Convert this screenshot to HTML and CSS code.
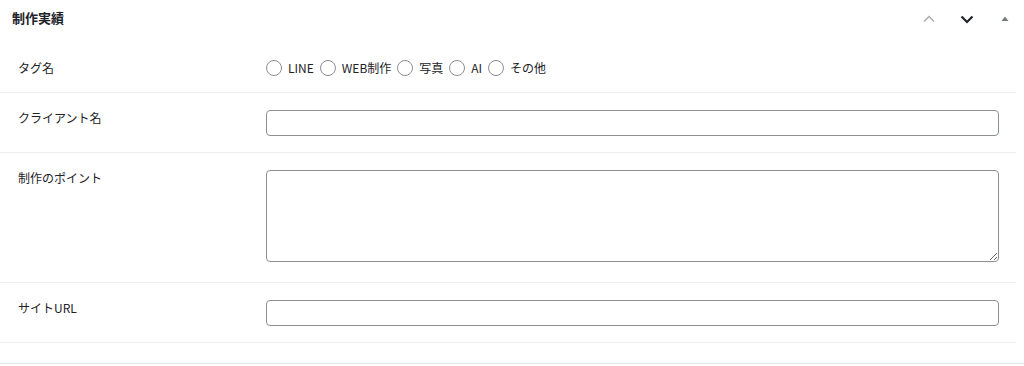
FILE: index.html
```html
<!DOCTYPE html>
<html lang="ja">
<head>
    <meta charset="UTF-8">
    <meta name="viewport" content="width=device-width, initial-scale=1.0">
    <title>制作実績</title>
    <link rel="stylesheet" href="styles.css">
</head>
<body>
    <div class="postbox">
        <div class="postbox-header">
            <h2 class="postbox-title">制作実績</h2>
            <div class="handle-actions">
                <button class="handle-btn" aria-label="上へ移動">
                    <svg width="14" height="14" viewBox="0 0 14 14"><path d="M2 9.5 L7 4.5 L12 9.5" fill="none" stroke="#a7aaad" stroke-width="1.3"/></svg>
                </button>
                <button class="handle-btn" aria-label="下へ移動">
                    <svg width="14" height="14" viewBox="0 0 14 14"><path d="M1.5 4.5 L7 10 L12.5 4.5" fill="none" stroke="#1d2327" stroke-width="2.2"/></svg>
                </button>
                <button class="handle-btn toggle" aria-label="パネルを切り替え">
                    <svg width="10" height="10" viewBox="0 0 10 10"><path d="M5 2.5 L8.5 7 L1.5 7 Z" fill="#787c82"/></svg>
                </button>
            </div>
        </div>

        <div class="fields">
            <div class="field field-radio">
                <div class="field-label">タグ名</div>
                <div class="field-input">
                    <ul class="radio-list">
                        <li><label><input type="radio" name="tag"> LINE</label></li>
                        <li><label><input type="radio" name="tag"> WEB制作</label></li>
                        <li><label><input type="radio" name="tag"> 写真</label></li>
                        <li><label><input type="radio" name="tag"> AI</label></li>
                        <li><label><input type="radio" name="tag"> その他</label></li>
                    </ul>
                </div>
            </div>
            <div class="field">
                <div class="field-label">クライアント名</div>
                <div class="field-input"><input type="text" class="text-input"></div>
            </div>
            <div class="field">
                <div class="field-label">制作のポイント</div>
                <div class="field-input"><textarea class="textarea-input"></textarea></div>
            </div>
            <div class="field">
                <div class="field-label">サイトURL</div>
                <div class="field-input"><input type="text" class="text-input"></div>
            </div>
        </div>
    </div>
</body>
</html>
```

FILE: styles.css
```css
* {
    margin: 0;
    padding: 0;
    box-sizing: border-box;
}

body {
    background-color: #fff;
    color: #1d2327;
    font-family: "Noto Sans CJK JP", "Noto Sans", sans-serif;
    font-size: 12px;
}

.postbox {
    width: 1024px;
    height: 364px;
    border-bottom: 1px solid #e2e2e2;
}

.postbox-header {
    height: 44px;
    display: flex;
    justify-content: space-between;
    align-items: flex-start;
}

.postbox-title {
    font-size: 13px;
    font-weight: bold;
    line-height: 18px;
    padding: 9px 12px;
    color: #1d2327;
}

.handle-actions {
    display: flex;
    padding-top: 11px;
}

.handle-btn {
    width: 38px;
    height: 16px;
    border: none;
    background: none;
    display: flex;
    align-items: center;
    justify-content: center;
}

.fields {
    width: 1016px;
}

.field {
    display: grid;
    grid-template-columns: 248px 1fr;
    padding: 16px 17px 16px 18px;
    border-bottom: 1px solid #eeeeee;
}

.field-label {
    line-height: 16px;
    padding-top: 1px;
    font-size: 12px;
    color: #1d2327;
}

.field-radio .field-label {
    padding-top: 0;
}

.radio-list {
    list-style: none;
    display: flex;
    line-height: 16px;
}

.radio-list li {
    margin-right: 6px;
}

.radio-list label {
    display: flex;
    align-items: center;
    font-size: 12px;
}

.radio-list input {
    appearance: none;
    width: 16px;
    height: 16px;
    border: 1px solid #8c8f94;
    border-radius: 50%;
    margin-right: 6px;
    background: #fff;
}

.text-input {
    display: block;
    width: 100%;
    height: 26px;
    margin-top: 1px;
    border: 1px solid #8c8f94;
    border-radius: 4px;
    background: #fff;
}

.textarea-input {
    display: block;
    width: 100%;
    height: 92px;
    margin-top: 1px;
    margin-bottom: 4px;
    border: 1px solid #8c8f94;
    border-radius: 4px;
    background: #fff;
    resize: vertical;
}
```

________________________

TO DO ▸
Reproduce the material in full, word for word, and omit the pictures.

RESULT OF THE TASK ▸
Convert this screenshot to HTML and CSS code.
FILE: index.html
```html
<!DOCTYPE html>
<html lang="ja">
<head>
    <meta charset="UTF-8">
    <meta name="viewport" content="width=device-width, initial-scale=1.0">
    <title>制作実績</title>
    <link rel="stylesheet" href="styles.css">
</head>
<body>
    <div class="postbox">
        <div class="postbox-header">
            <h2 class="postbox-title">制作実績</h2>
            <div class="handle-actions">
                <button class="handle-btn" aria-label="上へ移動">
                    <svg width="14" height="14" viewBox="0 0 14 14"><path d="M2 9.5 L7 4.5 L12 9.5" fill="none" stroke="#a7aaad" stroke-width="1.3"/></svg>
                </button>
                <button class="handle-btn" aria-label="下へ移動">
                    <svg width="14" height="14" viewBox="0 0 14 14"><path d="M1.5 4.5 L7 10 L12.5 4.5" fill="none" stroke="#1d2327" stroke-width="2.2"/></svg>
                </button>
                <button class="handle-btn toggle" aria-label="パネルを切り替え">
                    <svg width="10" height="10" viewBox="0 0 10 10"><path d="M5 2.5 L8.5 7 L1.5 7 Z" fill="#787c82"/></svg>
                </button>
            </div>
        </div>

        <div class="fields">
            <div class="field field-radio">
                <div class="field-label">タグ名</div>
                <div class="field-input">
                    <ul class="radio-list">
                        <li><label><input type="radio" name="tag"> LINE</label></li>
                        <li><label><input type="radio" name="tag"> WEB制作</label></li>
                        <li><label><input type="radio" name="tag"> 写真</label></li>
                        <li><label><input type="radio" name="tag"> AI</label></li>
                        <li><label><input type="radio" name="tag"> その他</label></li>
                    </ul>
                </div>
            </div>
            <div class="field">
                <div class="field-label">クライアント名</div>
                <div class="field-input"><input type="text" class="text-input"></div>
            </div>
            <div class="field">
                <div class="field-label">制作のポイント</div>
                <div class="field-input"><textarea class="textarea-input"></textarea></div>
            </div>
            <div class="field">
                <div class="field-label">サイトURL</div>
                <div class="field-input"><input type="text" class="text-input"></div>
            </div>
        </div>
    </div>
</body>
</html>
```

FILE: styles.css
```css
* {
    margin: 0;
    padding: 0;
    box-sizing: border-box;
}

body {
    background-color: #fff;
    color: #1d2327;
    font-family: "Noto Sans CJK JP", "Noto Sans", sans-serif;
    font-size: 12px;
}

.postbox {
    width: 1024px;
    height: 364px;
    border-bottom: 1px solid #e2e2e2;
}

.postbox-header {
    height: 44px;
    display: flex;
    justify-content: space-between;
    align-items: flex-start;
}

.postbox-title {
    font-size: 13px;
    font-weight: bold;
    line-height: 18px;
    padding: 9px 12px;
    color: #1d2327;
}

.handle-actions {
    display: flex;
    padding-top: 11px;
}

.handle-btn {
    width: 38px;
    height: 16px;
    border: none;
    background: none;
    display: flex;
    align-items: center;
    justify-content: center;
}

.fields {
    width: 1016px;
}

.field {
    display: grid;
    grid-template-columns: 248px 1fr;
    padding: 16px 17px 16px 18px;
    border-bottom: 1px solid #eeeeee;
}

.field-label {
    line-height: 16px;
    padding-top: 1px;
    font-size: 12px;
    color: #1d2327;
}

.field-radio .field-label {
    padding-top: 0;
}

.radio-list {
    list-style: none;
    display: flex;
    line-height: 16px;
}

.radio-list li {
    margin-right: 6px;
}

.radio-list label {
    display: flex;
    align-items: center;
    font-size: 12px;
}

.radio-list input {
    appearance: none;
    width: 16px;
    height: 16px;
    border: 1px solid #8c8f94;
    border-radius: 50%;
    margin-right: 6px;
    background: #fff;
}

.text-input {
    display: block;
    width: 100%;
    height: 26px;
    margin-top: 1px;
    border: 1px solid #8c8f94;
    border-radius: 4px;
    background: #fff;
}

.textarea-input {
    display: block;
    width: 100%;
    height: 92px;
    margin-top: 1px;
    margin-bottom: 4px;
    border: 1px solid #8c8f94;
    border-radius: 4px;
    background: #fff;
    resize: vertical;
}
```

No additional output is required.